Cet exemplaire (aimablement prêté par un client de Hughes) est automatique, ce qui correspond parfaitement bien au couple généreux du moteur longue course. Avec son tableau de bord à sommet rembourré et son moteur discret un peu étouffé par le convertisseur de couple, la 420 donne l’impression d’être l’étape précédant la XJ6 qui, dès son lancement en octobre 1968, allait précipiter cette génération dans l’histoire. Le moteur n’est peut-être pas tout à fait aussi dynamique que sur les versions plus anciennes, mais à peine. Avec son kick-down efficace et ses changements de rapports un peu brutaux à pleine vitesse, c’est vraiment une berline puissante qui fournit le genre d’accélération facile que réclamaient les acheteurs américains. C’était aussi la dernière berline Jaguar équipée d’une commande de boîte au volant et d’un bouton de démarreur séparé (jusqu’à l’ère moderne). Les berlines Jaguar sont devenues dans les années 1960 de vrais symboles de réussite personnelle. Elles offraient des performances d’un niveau presque immoral pour leur prix (au moins en Angleterre) et un luxe qui n’était probablement dépassé que par Rolls et Bentley (pour trois fois le prix). Votre père (ou une connaissance de votre père) pouvait vraiment rêver d’en avoir une.

Si la Mini était hors catégorie, les Mk1, Mk2, Type S ou 420 ont créé la leur. Elles ont mis les performances vraiment élevées à la portée des gens aisés, et plus seulement des super-riches (bien que de nombreux acheteurs très fortunés se soient laissés séduire alors qu’ils auraient pu s’offrir des machines étrangères plus voyantes et deux fois plus coûteuses). Ces voitures effaçaient les différences entre bookmaker, gangster et aristocrate.

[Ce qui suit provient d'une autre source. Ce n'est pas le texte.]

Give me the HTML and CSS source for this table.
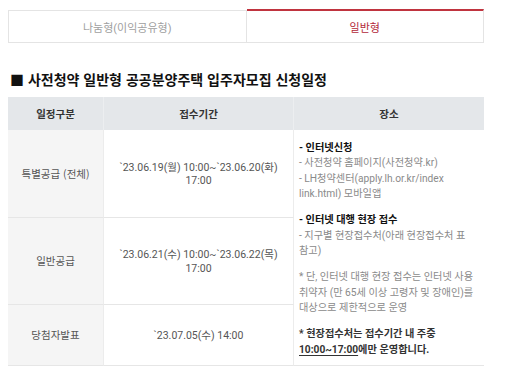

Fréquentes dans la circulation anglaise, sous la forme Mk2 elles sont devenues synonymes de succès en course entre les mains de Hill, Salvadori, Consten et bien d’autres. Mais elles étaient aussi les favorites des truands qui appréciaient leurs performances, leur agilité et, pour être honnête, la facilité à les voler. La police devait en avoir aussi, pour rester au niveau.